Robots have been given sophisticated ”eyes” to make them ”see” and understand their environments. These eyes (cameras, ladars, sonars, radars, etc...) collect a huge amount of data that need to be correctly processed to be useful. Processing this information is what a perception system is intended to perform. For almost half a century now, various perception algorithms have been proposed to tackle one or several of the underlying issues that arise when addressing the perception problem. Well known tracking, detection, mapping, localization and classification algorithms can consequently be combined to design complete perception algorithms that work well for a given application in most situations. The problem is that some real world applications (autonomous driving, etc...) require perception systems that do better than working well in most situations. An autonomous vehicle driving in a crowded urban center would need indeed to be equipped with a perception system that works well in every situation. This dissertation addresses the specific problem of perception systems reliability when confronted to highly changing dense environment.

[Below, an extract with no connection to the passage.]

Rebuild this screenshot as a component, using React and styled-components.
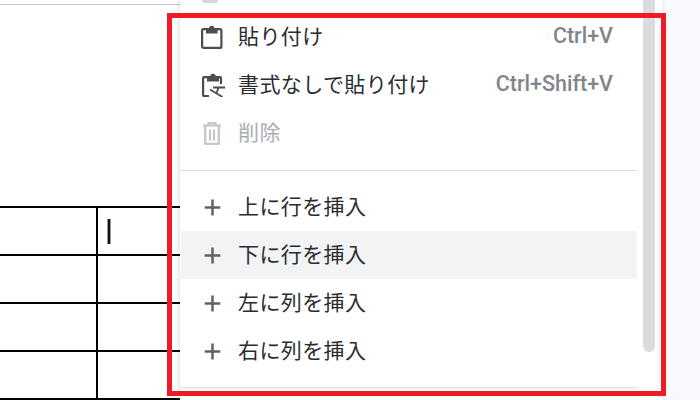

First a detailed analysis of the fundamental limitations undermining the performances of existing approaches is given. Then an original approach - based on a unified grid-based formulation of the five perceptual subproblems - is proposed and proves to be capable of solving issues that most existing systems cannot solve. The relevance of this analysis and the experimental validity of the proposed approach is assessed through an experimental comparison of two fully detailed original perception systems specifically designed for pedestrian detection purposes in urban environments.